┌─ Dataset section
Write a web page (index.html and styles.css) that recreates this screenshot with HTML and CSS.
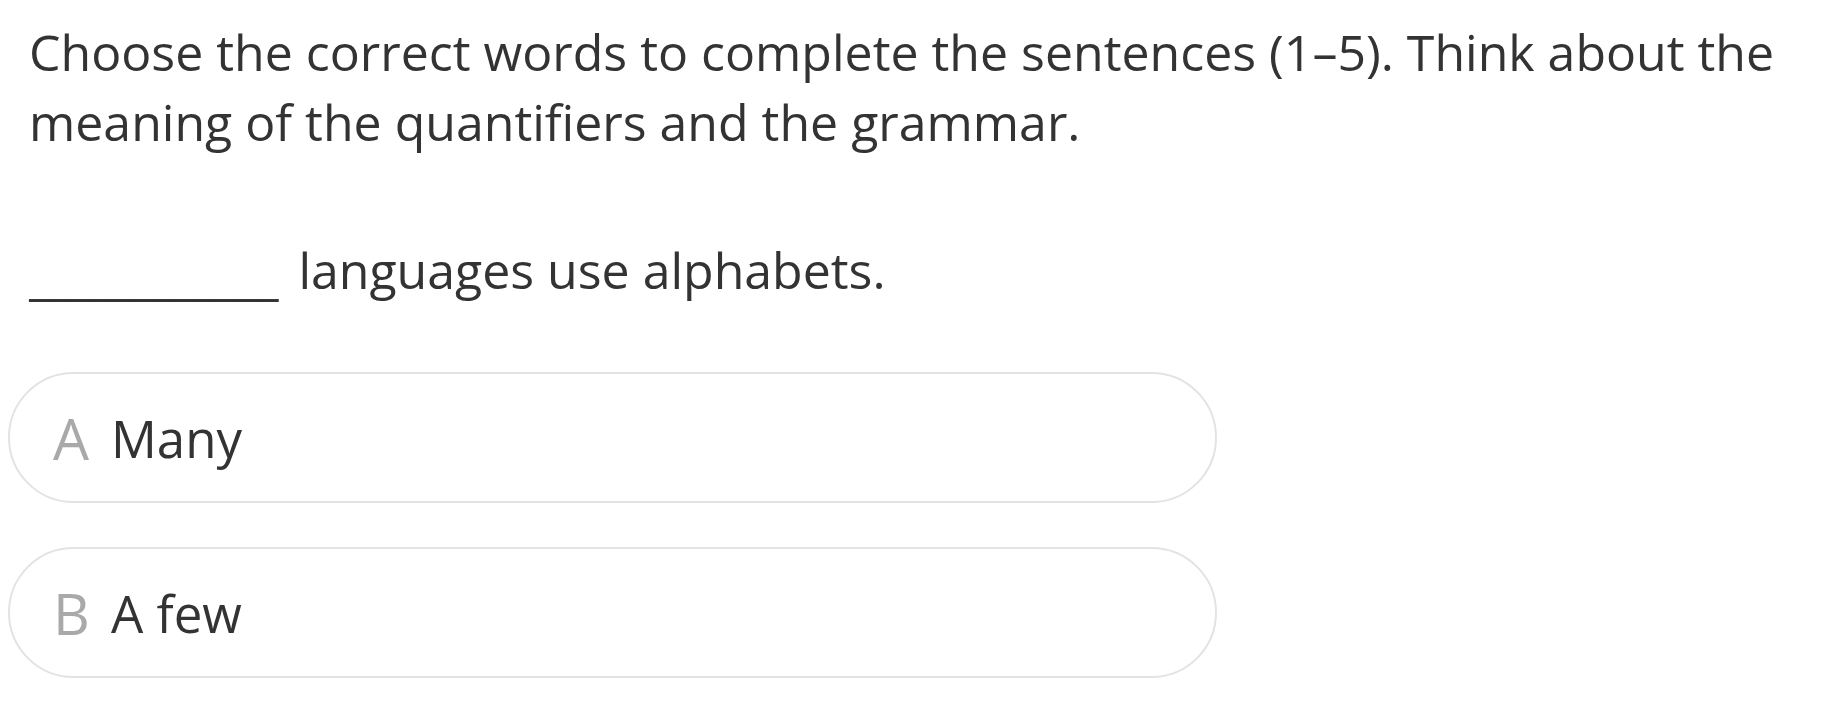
FILE: index.html
```html
<!DOCTYPE html>
<html lang="en">
<head>
<meta charset="utf-8">
<title>Quantifiers</title>
<link rel="stylesheet" href="styles.css">
</head>
<body>
<main class="page">
  <p class="instructions">Choose the correct words to complete the sentences (1–5). Think about the meaning of the quantifiers and the grammar.</p>
  <p class="question"><span class="blank">____________</span> languages use alphabets.</p>
  <ul class="options">
    <li class="option"><span class="letter">A</span><span class="answer">Many</span></li>
    <li class="option"><span class="letter">B</span><span class="answer">A few</span></li>
  </ul>
</main>
</body>
</html>
```
FILE: styles.css
```css
html, body {
  margin: 0;
  padding: 0;
  background: #ffffff;
}

body {
  font-family: "Open Sans", "Noto Sans", sans-serif;
  color: #333333;
}

.page {
  padding: 17px 8px 0 8px;
}

.instructions {
  margin: 0;
  padding: 0 21px;
  font-size: 50px;
  line-height: 70px;
}

.question {
  margin: 78px 0 0 0;
  padding: 0 21px;
  font-size: 50px;
  line-height: 70px;
}

.blank {
  letter-spacing: -1.2px;
  margin-right: 8px;
  vertical-align: -6px;
}

.options {
  list-style: none;
  margin: 61px 0 0 0;
  padding: 0;
  display: flex;
  flex-direction: column;
  gap: 44px;
}

.option {
  box-sizing: border-box;
  width: 1209px;
  height: 131px;
  border: 2px solid #e3e3e3;
  border-radius: 66px;
  display: flex;
  align-items: center;
  padding-left: 43px;
  font-size: 51px;
}

.letter {
  width: 58px;
  font-size: 57px;
  color: #a9a9a9;
}

.answer {
  color: #333333;
}
```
└─
Strip out the pictures and quote the remaining data word for word.

- **Worked solution**
Write a web page (index.html and styles.css) that recreates this screenshot with HTML and CSS.
FILE: index.html
```html
<!DOCTYPE html>
<html lang="en">
<head>
<meta charset="utf-8">
<title>Quantifiers</title>
<link rel="stylesheet" href="styles.css">
</head>
<body>
<main class="page">
  <p class="instructions">Choose the correct words to complete the sentences (1–5). Think about the meaning of the quantifiers and the grammar.</p>
  <p class="question"><span class="blank">____________</span> languages use alphabets.</p>
  <ul class="options">
    <li class="option"><span class="letter">A</span><span class="answer">Many</span></li>
    <li class="option"><span class="letter">B</span><span class="answer">A few</span></li>
  </ul>
</main>
</body>
</html>
```
FILE: styles.css
```css
html, body {
  margin: 0;
  padding: 0;
  background: #ffffff;
}

body {
  font-family: "Open Sans", "Noto Sans", sans-serif;
  color: #333333;
}

.page {
  padding: 17px 8px 0 8px;
}

.instructions {
  margin: 0;
  padding: 0 21px;
  font-size: 50px;
  line-height: 70px;
}

.question {
  margin: 78px 0 0 0;
  padding: 0 21px;
  font-size: 50px;
  line-height: 70px;
}

.blank {
  letter-spacing: -1.2px;
  margin-right: 8px;
  vertical-align: -6px;
}

.options {
  list-style: none;
  margin: 61px 0 0 0;
  padding: 0;
  display: flex;
  flex-direction: column;
  gap: 44px;
}

.option {
  box-sizing: border-box;
  width: 1209px;
  height: 131px;
  border: 2px solid #e3e3e3;
  border-radius: 66px;
  display: flex;
  align-items: center;
  padding-left: 43px;
  font-size: 51px;
}

.letter {
  width: 58px;
  font-size: 57px;
  color: #a9a9a9;
}

.answer {
  color: #333333;
}
```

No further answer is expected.